Links-a-go-go: The Paranoid style found in a strange place; far-right worldview v. GOP street sense

Two links worth checking out from yesterday if you missed them that got me thinking:

Ross Douthat argued that working-class white kids from the flyover states not getting into Ivy League colleges breeds the kind of paranoia that fuels right-wing conspiracy theories about Obama's heritage, socialist takeovers, open borders, etc. 

He makes a pretty fair point that:
Among the highly educated and liberal, meanwhile, the lack of contact with rural, working-class America generates all sorts of wild anxieties about what’s being plotted in the heartland. In the Bush years, liberals fretted about a looming evangelical theocracy. In the age of the Tea Parties, they see crypto-Klansmen and budding Timothy McVeighs everywhere they look.
 But I would venture that there are plenty of highly-educated, elite conservatives (perhaps employed by the New York Times) who have little contact with those same rural, working-class volk resentful of being left off the East Coast meritocratic escalator.

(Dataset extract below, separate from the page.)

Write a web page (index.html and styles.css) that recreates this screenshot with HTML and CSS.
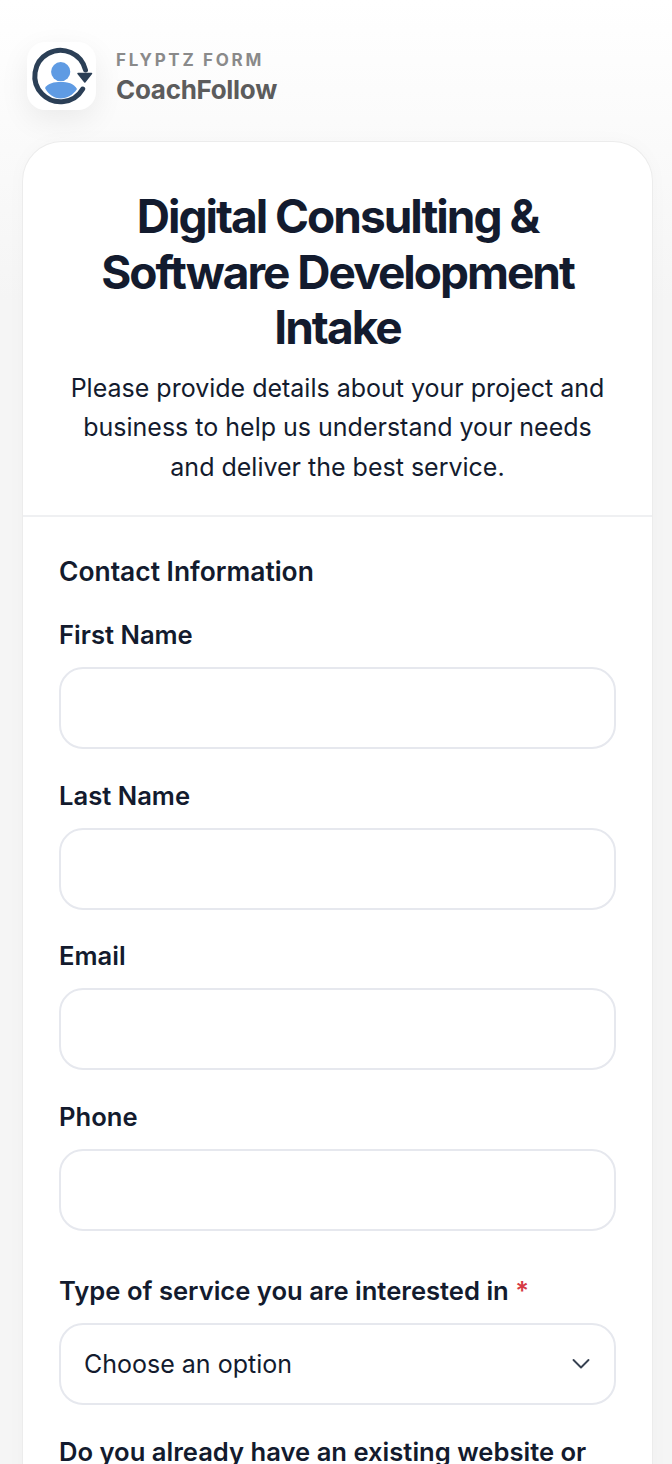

Taking up the cause -- a perfectly noble one, I agree -- of a couple of hundred kids shut out of Harvard or Princeton seems like an elaborate way to do what Douthat really wants to do, which is disavow the worldview of the right fringe of the conservative movement as a product of psychological reactions. Condescension is not exclusive intellectual property of liberals.

Over at the New Republic, Jonathan Chait provides a really interesting examination of the tension between the tactical and ideological parts of the GOP brain during this election cycle. It's a great question he's asking: why is the Republican Party choosing far-right candidates and making elections unwinnable rather than running garden-variety conservatives and cleaning Democrats' clocks. Maybe someday we'll get the definitive insider story of the battle between the GOP establishment and the Tea Party fringe - Chait's analysis should suffice for now.

One thing that stuck out to me in the context of my blog that he wrote: "Obviously the conservative movement is intoxicated with hubris right now. Part of this hubris is their belief that the American people are truly and deeply on their side and that the last two elections were either a fluke or the product of a GOP that was too centrist." Bingo. But isn't that hubris connected to a larger worldview about who the "American people" really are and what their historical destiny is? Since the primary system we have can exaggerate the influence of ideologically-driven groups, cracking the mind of the ideological radical seems the key to understanding GOP2010.